Okay, I'm trying to balance redox equations, but the half-equation method DOES NOT WORK!!!!

Say, for this equation:

[math]

\ce{IO_3^-+I^- ->[\text{acid}]I_3^-}

[/math]

 

Okay, so for the oxidation half:

[math]

\ce{I^- -> I_3^-}

[/math]

 

How does one balance this??

 

And the reduction?

 

[math]

\ce{IO_3^- -> I_3^-}

[/math]

 

The I in IO3 is reduced, but the oxygen is oxidized. How do I get around that?? Anyhow it just doesn't work and I've stared at this question for about 6 hours still can't figure it out I'm about to eat my own hw plz help!!!

[jdurg]

The Half-Reaction method doesn't always work.

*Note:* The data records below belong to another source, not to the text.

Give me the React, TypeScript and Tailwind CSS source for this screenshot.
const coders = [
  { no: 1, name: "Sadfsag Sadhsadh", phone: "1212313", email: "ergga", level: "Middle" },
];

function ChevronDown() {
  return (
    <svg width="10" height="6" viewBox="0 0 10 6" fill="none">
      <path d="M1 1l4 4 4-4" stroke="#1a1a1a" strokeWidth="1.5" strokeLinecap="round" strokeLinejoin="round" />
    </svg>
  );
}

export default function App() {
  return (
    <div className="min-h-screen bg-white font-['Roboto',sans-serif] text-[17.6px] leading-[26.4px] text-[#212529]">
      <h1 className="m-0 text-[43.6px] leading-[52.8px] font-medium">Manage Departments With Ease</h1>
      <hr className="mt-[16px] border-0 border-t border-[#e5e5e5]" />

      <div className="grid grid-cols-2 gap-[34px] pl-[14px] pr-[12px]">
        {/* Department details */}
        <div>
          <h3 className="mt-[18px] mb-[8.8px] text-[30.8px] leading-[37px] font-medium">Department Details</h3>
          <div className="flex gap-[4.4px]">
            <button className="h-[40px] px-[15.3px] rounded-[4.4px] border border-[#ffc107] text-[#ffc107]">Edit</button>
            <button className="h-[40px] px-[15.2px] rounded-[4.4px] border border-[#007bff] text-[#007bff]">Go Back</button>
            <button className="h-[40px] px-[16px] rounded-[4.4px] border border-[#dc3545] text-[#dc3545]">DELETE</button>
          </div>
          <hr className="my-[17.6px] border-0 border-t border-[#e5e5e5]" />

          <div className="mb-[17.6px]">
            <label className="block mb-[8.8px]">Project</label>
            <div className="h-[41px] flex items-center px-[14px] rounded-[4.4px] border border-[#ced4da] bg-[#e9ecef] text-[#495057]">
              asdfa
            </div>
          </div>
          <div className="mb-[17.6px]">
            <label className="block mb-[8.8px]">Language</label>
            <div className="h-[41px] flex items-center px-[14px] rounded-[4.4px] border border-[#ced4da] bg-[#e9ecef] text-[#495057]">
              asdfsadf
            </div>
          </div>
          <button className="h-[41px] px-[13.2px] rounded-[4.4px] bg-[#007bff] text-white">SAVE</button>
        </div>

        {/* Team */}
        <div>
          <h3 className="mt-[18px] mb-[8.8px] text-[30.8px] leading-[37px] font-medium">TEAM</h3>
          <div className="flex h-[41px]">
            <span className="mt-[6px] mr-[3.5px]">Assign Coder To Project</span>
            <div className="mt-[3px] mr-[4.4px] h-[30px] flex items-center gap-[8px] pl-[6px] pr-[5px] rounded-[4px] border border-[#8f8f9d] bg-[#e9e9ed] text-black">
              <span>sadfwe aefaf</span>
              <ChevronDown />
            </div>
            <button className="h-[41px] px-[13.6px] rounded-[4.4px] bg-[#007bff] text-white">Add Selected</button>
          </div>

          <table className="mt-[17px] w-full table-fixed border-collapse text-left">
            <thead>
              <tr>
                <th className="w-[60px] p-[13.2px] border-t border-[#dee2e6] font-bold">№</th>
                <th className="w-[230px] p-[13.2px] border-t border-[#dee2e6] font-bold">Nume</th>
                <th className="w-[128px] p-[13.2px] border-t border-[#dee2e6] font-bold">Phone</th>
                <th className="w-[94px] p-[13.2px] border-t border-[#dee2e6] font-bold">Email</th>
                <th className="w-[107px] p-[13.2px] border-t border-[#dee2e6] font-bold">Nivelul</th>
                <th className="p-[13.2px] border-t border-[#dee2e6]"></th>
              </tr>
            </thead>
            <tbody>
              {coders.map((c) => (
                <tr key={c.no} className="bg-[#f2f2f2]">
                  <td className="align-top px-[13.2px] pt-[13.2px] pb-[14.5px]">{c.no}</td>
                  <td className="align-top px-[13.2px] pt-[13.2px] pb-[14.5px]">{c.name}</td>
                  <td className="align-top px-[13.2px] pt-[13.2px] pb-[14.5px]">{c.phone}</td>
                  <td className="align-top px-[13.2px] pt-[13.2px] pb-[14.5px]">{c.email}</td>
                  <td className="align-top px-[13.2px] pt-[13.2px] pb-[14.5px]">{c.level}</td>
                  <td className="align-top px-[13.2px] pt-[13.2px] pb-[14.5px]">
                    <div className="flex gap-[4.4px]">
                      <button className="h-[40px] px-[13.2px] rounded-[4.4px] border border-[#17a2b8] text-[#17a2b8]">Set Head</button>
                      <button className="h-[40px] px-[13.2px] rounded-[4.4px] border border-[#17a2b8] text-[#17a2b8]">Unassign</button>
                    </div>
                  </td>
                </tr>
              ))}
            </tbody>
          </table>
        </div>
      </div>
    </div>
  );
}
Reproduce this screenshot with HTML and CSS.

What is the initial equation that has to be balanced?

[Fallacy202]

The equation my textbook gave me was to balance this redox reaction in acidic environment:

[math]

\ce{IO_3^- + I^- ->[\text{Acid}]I_3^-}

[/math]

[jdurg]

This is a bit of a tricky one because the reaction of iodate and iodide in an acidic environment does NOT make the triiodide ion. Instead it makes elemental iodine which THEN combines with excess iodide to form the triiodide ion.

 

So the first thing you have to do is alter your reaction to:

 

IO3(-) + I(-) => I2(s)

 

This is done in an acidic environment, so the H+ ions from the acid will take care of the oxygen atoms from the iodate ion and form some water. This leaves you with a reaction of:

 

IO3(-) + 5I(-) + 6H(+) => 3I2(s) + 3H2O

 

With an excess of iodide (I-) in solution, you'll get some triiodide forming. Therefore, if we want all of that I2 to become I3-, just add three more I(-) to the equation to give you an overall equation of:

 

IO3(-) + 8I(-) + 6H(+) => 3I3(-) + 3H2O